Task goal: From the entries provided below, copy each line that contains the word "this".

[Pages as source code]
* Begin *
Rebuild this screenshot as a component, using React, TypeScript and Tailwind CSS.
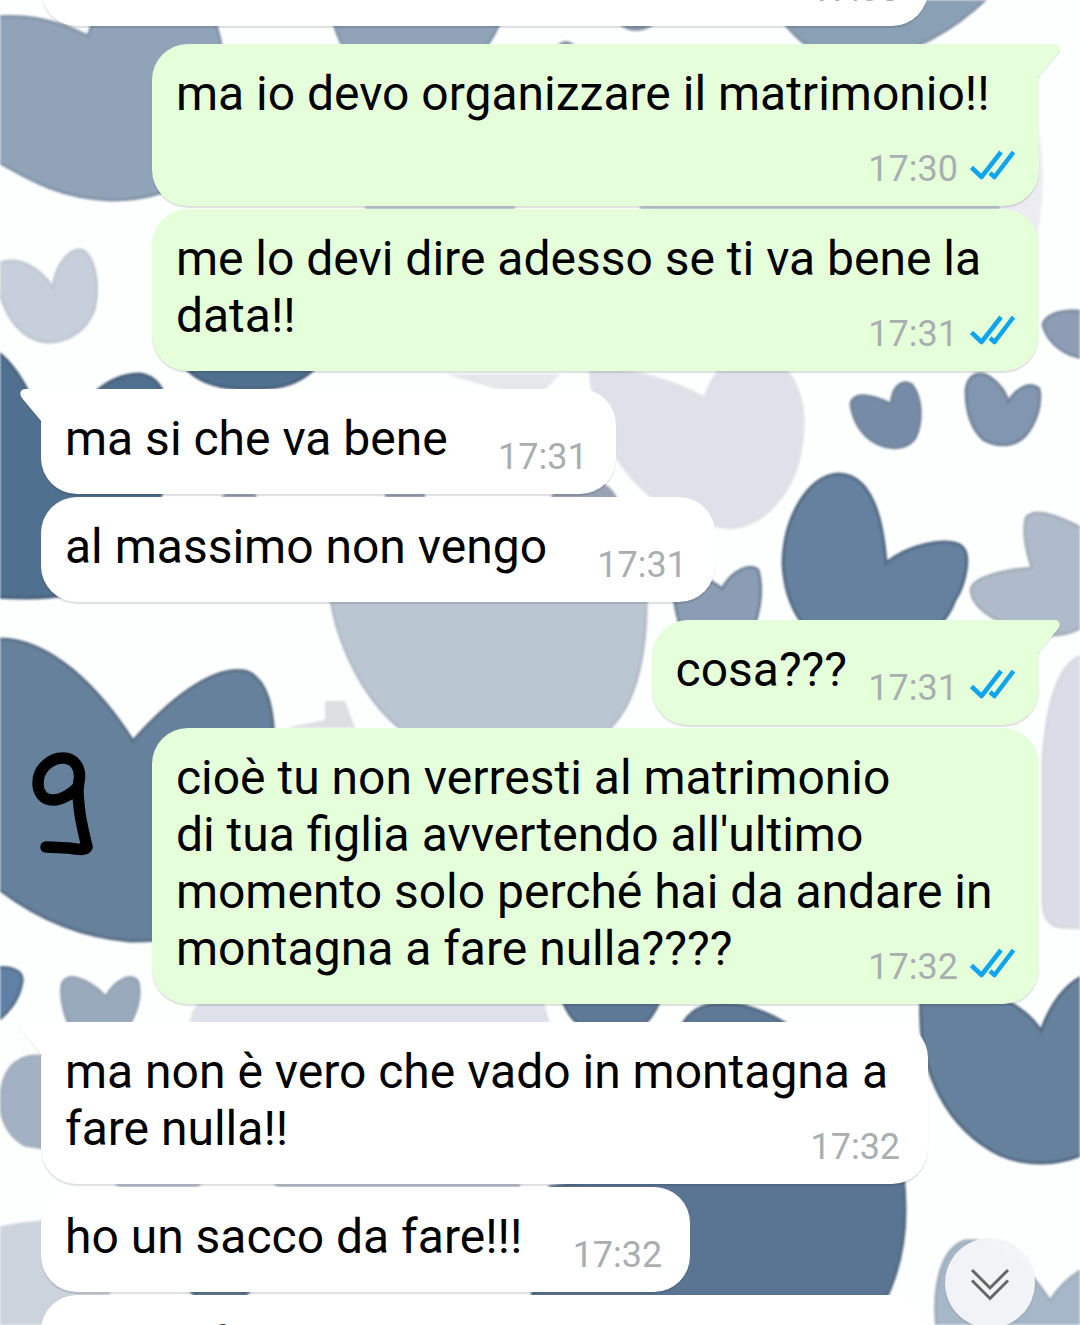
import React from "react";

type Message = {
  id: number;
  text: string;
  time: string;
  out?: boolean;
  first?: boolean;
  wide?: boolean;
  indent?: boolean;
};

const messages: Message[] = [
  { id: 1, text: "", time: "17:30", wide: true },
  { id: 2, text: "ma io devo organizzare il matrimonio!!", time: "17:30", out: true, first: true },
  { id: 3, text: "me lo devi dire adesso se ti va bene la data!!", time: "17:31", out: true },
  { id: 4, text: "ma si che va bene", time: "17:31", first: true },
  { id: 5, text: "al massimo non vengo", time: "17:31" },
  { id: 6, text: "cosa???", time: "17:31", out: true, first: true },
  {
    id: 7,
    text: "cioè tu non verresti al matrimonio\ndi tua figlia avvertendo all'ultimo momento solo perché hai da andare in montagna a fare nulla????",
    time: "17:32",
    out: true,
  },
  { id: 8, text: "ma non è vero che vado in montagna a fare nulla!!", time: "17:32", first: true },
  { id: 9, text: "ho un sacco da fare!!!", time: "17:32" },
  { id: 10, text: "f", time: "17:32", wide: true, indent: true },
];

function ReadTicks() {
  return (
    <svg
      className="mb-1.5 h-8 w-[45px]"
      viewBox="0 0 45 32"
      fill="none"
      stroke="#0ea5ee"
      strokeWidth="4.5"
      strokeLinejoin="round"
      role="img"
      aria-label="Letto"
    >
      <path d="M1.5 17.5 L11.5 27 L31 2" />
      <path d="M20 23 L24.5 27 L43.5 2" />
    </svg>
  );
}

function Tail({ out }: { out?: boolean }) {
  return out ? (
    <svg className="absolute top-0 left-full -ml-px h-[34px] w-[22px] text-[#e5ffdb]" viewBox="0 0 22 34" aria-hidden="true">
      <path d="M0 2 H16 C23 2 24 7 20 11 L1 34 H0Z" fill="#000" opacity="0.08" />
      <path d="M0 0 H16 C22 0 23 5 20 9 L1 32 H0Z" fill="currentColor" />
    </svg>
  ) : (
    <svg className="absolute top-0 right-full -mr-px h-[34px] w-[22px] text-white" viewBox="0 0 22 34" aria-hidden="true">
      <path d="M22 1 H6 C-1 1 -2 6 2 10 L21 34 H22Z" fill="#000" opacity="0.08" />
      <path d="M22 0 H6 C0 0 -1 5 2 9 L21 32 H22Z" fill="currentColor" />
    </svg>
  );
}

function Bubble({ m }: { m: Message }) {
  const side = m.out ? "self-end bg-[#e5ffdb]" : "self-start bg-white";
  const corner = m.first ? (m.out ? "rounded-tr-none" : "rounded-tl-none") : "";
  const gap = m.first ? "mt-[18px]" : "mt-[3px]";
  return (
    <li
      className={`relative max-w-8/9 shrink-0 rounded-[36px] px-6 pt-[21px] pb-[27px] shadow-[0_2px_1px_rgba(0,0,0,0.12)] ${side} ${corner} ${gap} ${m.wide ? "w-full" : ""}`}
    >
      {m.first && <Tail out={m.out} />}
      <p className={`text-[48px] leading-[57px] whitespace-pre-line text-black ${m.indent ? "indent-36" : ""}`}>
        {m.text}
        <span className={`inline-block h-px ${m.out ? "w-[168px]" : "w-36"}`} />
      </p>
      <span className="absolute right-6 bottom-4 flex items-center gap-3 text-[36px] leading-[42px] text-[#a9aeb1]">
        <time className={m.out ? "" : "pr-1"}>{m.time}</time>
        {m.out && <ReadTicks />}
      </span>
    </li>
  );
}

function Wallpaper() {
  return (
    <svg
      className="absolute inset-0 h-full w-full blur-[1px]"
      viewBox="0 0 1080 1325"
      preserveAspectRatio="xMidYMin slice"
      aria-hidden="true"
    >
      <rect width="1080" height="1325" fill="#fdfefe" />
      <g strokeWidth="3">
        <g fill="#91a3b9" stroke="#8495a8">
          <path d="M-5 17 C30 15 55 20 88 36 C93 20 110 -20 160 -30 C200 -20 215 10 222 50 C230 120 220 200 110 200 C60 198 30 180 -5 160Z" />
          <path d="M330 10 C340 50 360 90 410 90 C460 90 490 50 505 10Z" />
          <path d="M770 0 C790 40 830 70 870 62 C920 50 960 25 990 -5Z" fill="#8aa0b5" />
        </g>
        <path d="M610 10 C620 38 650 38 668 10Z M555 48 Q565 34 578 48Z" fill="#8b96aa" stroke="none" />
        <path d="M365 200 H515 V215 H365Z M640 200 H1000 V215 H640Z" fill="#c6cbd9" stroke="none" />
        <path d="M1030 100 Q1052 160 1036 245 L1000 215Z" fill="#ececf2" stroke="none" />
        <path d="M-2 264 C18 255 40 268 53 288 C56 262 72 246 84 251 C97 262 99 290 94 310 C84 336 60 345 40 341 C16 334 4 312 -2 285Z" fill="#c6cfdb" stroke="#c0c8d2" />
        <path d="M1085 312 C1062 308 1045 315 1043 325 C1048 345 1068 357 1085 358Z" fill="#8e9cb5" stroke="#7f8fa5" />
        <g fill="#50708f" stroke="#48627d">
          <path d="M-5 350 C12 362 24 382 32 400 L70 440 C75 400 110 374 140 374 C170 378 175 420 165 480 C150 540 110 592 50 597 C30 599 10 598 -5 597Z" />
          <path d="M180 360 C195 385 225 389 250 389 C285 389 305 382 322 360Z" />
        </g>
        <path d="M590 372 C630 365 680 385 705 398 C712 375 725 355 760 355 C800 365 806 410 802 440 C797 490 765 526 730 528 C660 520 600 470 590 372Z" fill="#dee1e9" stroke="#e0e2e8" />
        <path d="M445 374 H560 L545 390 H500Z" fill="#e5e7eb" stroke="none" />
        <path d="M225 493 H255 L258 500 H220Z M385 493 H425 V500 H385Z M560 478 C590 475 612 482 618 500 H550Z" fill="#98a4b5" stroke="none" />
        <g fill="#768ba8" stroke="#73869b">
          <path d="M851 404 C853 392 870 394 891 404 C893 386 902 379 912 385 C923 400 922 424 915 438 C907 450 890 450 876 443 C861 435 853 420 851 404Z" />
          <path d="M966 390 C968 374 980 370 991 378 C999 384 1006 392 1008 402 C1018 386 1031 382 1039 389 C1042 405 1036 423 1025 436 C1014 447 997 447 984 440 C970 428 966 410 966 390Z" fill="#8296b1" />
          <path d="M670 560 C690 572 710 578 722 589 C732 570 750 563 758 570 C764 590 760 620 745 645 H690 C678 630 674 605 670 560Z" fill="#8b9db5" />
        </g>
        <path d="M838 474 C868 474 882 510 886 563 C910 544 945 538 960 545 C973 552 965 585 955 600 C940 640 900 655 850 650 C805 645 785 605 783 563 C784 515 810 475 838 474Z" fill="#65819f" stroke="#536b84" />
        <path d="M1085 530 C1062 518 1035 506 1026 518 C1022 535 1027 553 1032 568 C1005 570 972 577 971 590 C972 612 1010 630 1045 635 C1060 636 1075 632 1085 625Z" fill="#afbacb" stroke="#a5afbb" />
        <path d="M329 580 C332 640 365 700 400 728 C460 770 560 760 610 728 C638 700 648 650 646 580Z" fill="#bbc6d3" stroke="#b3bdc8" />
        <path d="M285 728 L325 720 V701 H345 L355 728Z" fill="#dcdfe0" stroke="none" />
        <path d="M-5 639 C50 636 100 690 133 741 C165 705 210 665 245 671 C268 678 274 710 274 750 V860 C250 920 190 942 130 941 C70 936 25 910 -5 886Z" fill="#66819b" stroke="#5b7087" />
        <path d="M1085 655 C1060 660 1047 700 1043 760 V900 Q1043 925 1060 927 L1085 928Z" fill="#dadde8" stroke="#d6d9df" />
        <path d="M-5 968 C10 966 24 970 22 982 C19 1000 8 1014 -5 1022Z" fill="#6180a5" stroke="#566f89" />
        <path d="M62 985 C65 971 88 978 106 997 C115 980 132 972 138 982 C142 1000 135 1018 122 1035 H75 C65 1020 60 1000 62 985Z" fill="#9aaabd" stroke="#96a4b3" />
        <path d="M190 1022 C192 1000 210 990 250 990 H540 L552 1030 H190Z" fill="#dee1ea" stroke="none" />
        <path d="M50 1058 C28 1052 10 1060 4 1080 C-2 1100 -2 1130 25 1145 L50 1149Z" fill="#a2b1c3" stroke="#a2afbd" />
        <g fill="#5e7997" stroke="#536a82">
          <path d="M560 990 C568 1030 600 1040 622 1035 C645 1030 655 1015 664 990Z" />
          <path d="M680 1030 C690 1005 712 1000 745 1006 C765 1012 785 1020 800 1035Z" />
          <path d="M921 1000 C950 980 1015 990 1041 1031 C1052 1000 1068 983 1085 975 V1153 C1060 1166 1025 1166 1000 1155 C950 1130 917 1075 921 1000Z" fill="#66819d" />
          <path d="M550 1187 Q700 1160 903 1175 C908 1220 905 1265 880 1310 H530Z" fill="#5a7594" />
          <path d="M185 1285 H255 L240 1300 H200Z" />
        </g>
        <path d="M-5 1228 C15 1222 30 1222 45 1220 L110 1292 V1330 H-5Z" fill="#cbd3dd" stroke="none" />
        <path d="M112 1180 H205 L195 1190 H120Z M270 1180 H520 V1190 H280Z" fill="#bfc6d1" stroke="none" />
        <path d="M937 1330 C932 1285 942 1248 965 1241 C1000 1238 1030 1270 1050 1301 C1060 1285 1072 1275 1085 1268 V1330Z" fill="#a6b7c9" stroke="#a0aebb" />
      </g>
    </svg>
  );
}

function HandwrittenNine() {
  return (
    <svg
      className="absolute top-[750px] left-7 h-[108px] w-[68px]"
      viewBox="28 750 68 108"
      fill="none"
      stroke="#000"
      strokeWidth="11.5"
      strokeLinecap="round"
      strokeLinejoin="round"
      role="img"
      aria-label="9"
    >
      <path d="M78 787 C73 793 62 800 53 800 C43 800 38 792 38 783 C38 769 50 758 63 758 C74 758 80 767 79.5 777 C79 783 78 785 78 790 C78 799 79 806 80 814 C82 827 85 838 87 847 C85 851 78 849 68 848 L46 847" />
    </svg>
  );
}

export default function App() {
  return (
    <main className="relative h-screen overflow-hidden bg-white font-['Roboto',sans-serif]">
      <Wallpaper />
      <ul className="relative -mt-[82px] flex flex-col px-[41px]">
        {messages.map((m) => (
          <Bubble key={m.id} m={m} />
        ))}
      </ul>
      <HandwrittenNine />
      <button
        type="button"
        aria-label="Vai in fondo"
        className="absolute right-[45px] -bottom-[3px] flex size-[90px] items-center justify-center rounded-full bg-[#f4f5f7]/97 shadow-[0_1px_2px_rgba(0,0,0,0.15)]"
      >
        <svg className="size-10" viewBox="0 0 40 40" fill="none" stroke="#666" strokeWidth="3" aria-hidden="true">
          <path d="M2 7 L20 25 L38 7 M2 17.5 L20 35.5 L38 17.5" />
        </svg>
      </button>
    </main>
  );
}
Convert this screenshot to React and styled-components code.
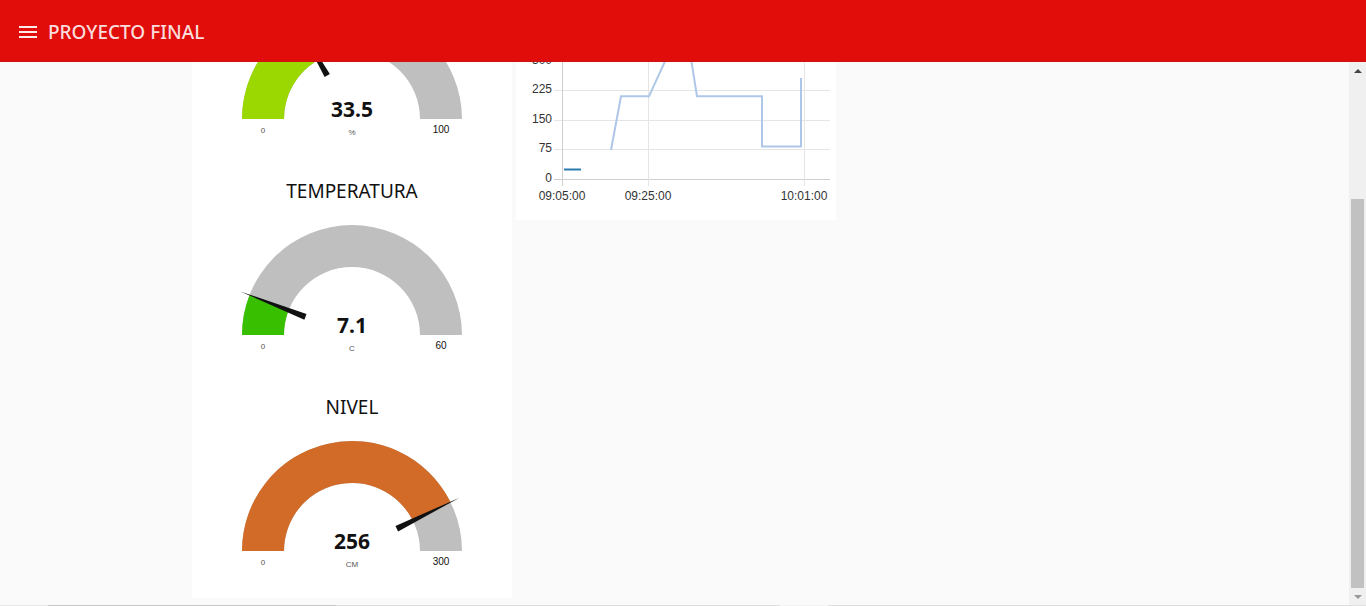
* End *
Exercise output:
Rebuild this screenshot as a component, using React, TypeScript and Tailwind CSS.
Convert this screenshot to React and styled-components code.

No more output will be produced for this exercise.